• 10/06/2016

2016 Nobel Prize in Chemistry for fundamental research on molecular machines

Nobel Prize goes to TUM IAS Fellow Prof. Bernard L. Feringa

Prof. Jean-Pierre Sauvage, Prof. Sir J. Fraser Stoddart and Prof. Bernard L. Feringa have received this year's Nobel Prize in Chemistry for their groundbreaking work on the design and production of molecular machines. Prof. Feringa is a Fellow of the Institute for Advanced Study at the Technical University of Munich (TUM). He has been working together with Prof. Thorsten Bach, who holds the TUM Chair for Organic Chemistry I., for many years now.

TUM-Vicepresident Prof.

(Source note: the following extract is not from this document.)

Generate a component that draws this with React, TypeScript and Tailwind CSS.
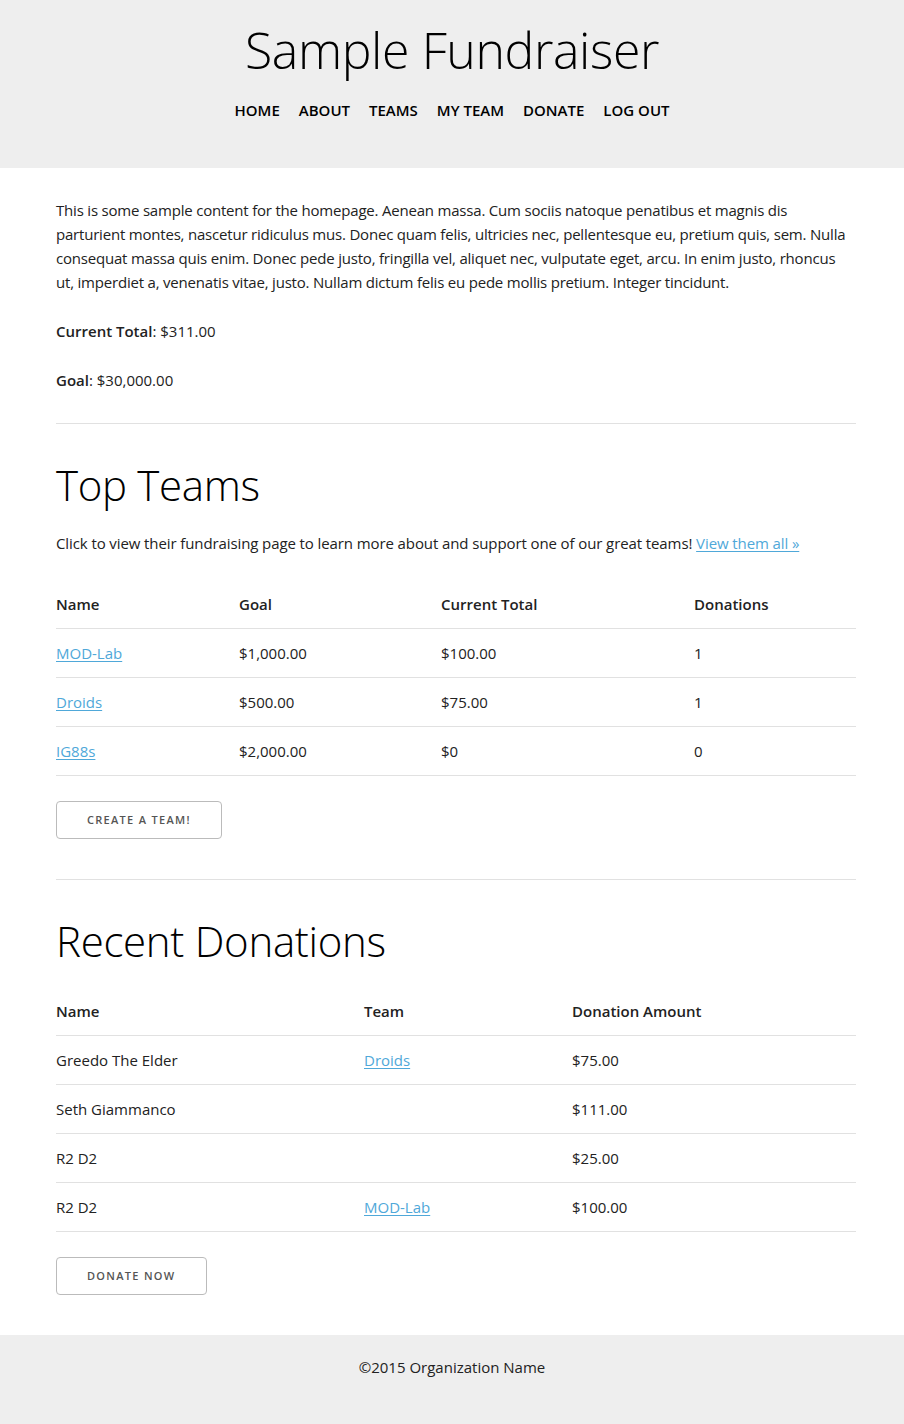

Thomas Hofmann (l) and Prof. Ben Feringa with the certificate of appointment as TUM-IAS Honorary Hans Fischer Senior Fellow - Photo: Astrid Eckert / TUM

Prof. Jean-Pierre Sauvage, Prof. Sir J. Fraser Stoddart and Prof. Bernard L. Feringa established the foundations for creating molecules that carry out controlled movements when energy is applied to them: Machines for the nano-world.

While the movement of molecules is usually rather random, Bernard L. Feringa and his working group succeeded in constructing molecules which always rotate in the same direction when driven by energy in the form of light. These molecular motors are anchored on a surface of gold in a way that makes it possible for them to carry out controlled movements.

The molecular motors were for example able to move a small glass cylinder. In more recent work Prof. Feringa's team has succeeded among other things in building a brake into this molecular motor and reversing the direction of rotation.

A partnership of many years

The close collaboration between Prof. Feringa at the University of Groningen and Prof. Thorsten Bach, holder of the Chair for Organic Chemistry I. at TUM, goes back many years. In 2011 Bernard L. Feringa received the Humboldt Research Award, which he used to intensify research collaboration with TU Munich.

Since 2012 Prof. Feringa has been a member of the TUM Institute for Advanced Study as Honorary Hans Fischer Senior Fellow. On several occasions during this period he has spent time as a visiting researcher in Garching. The research activities of both groups share in common light as the driver for chemical reactions.

Working groups at the TUM Physics Department, associated with Professors Rief, Simmel, Dietz and Bausch, took another approach: their research also addresses molecular motors, however with a focus on biochemical molecules.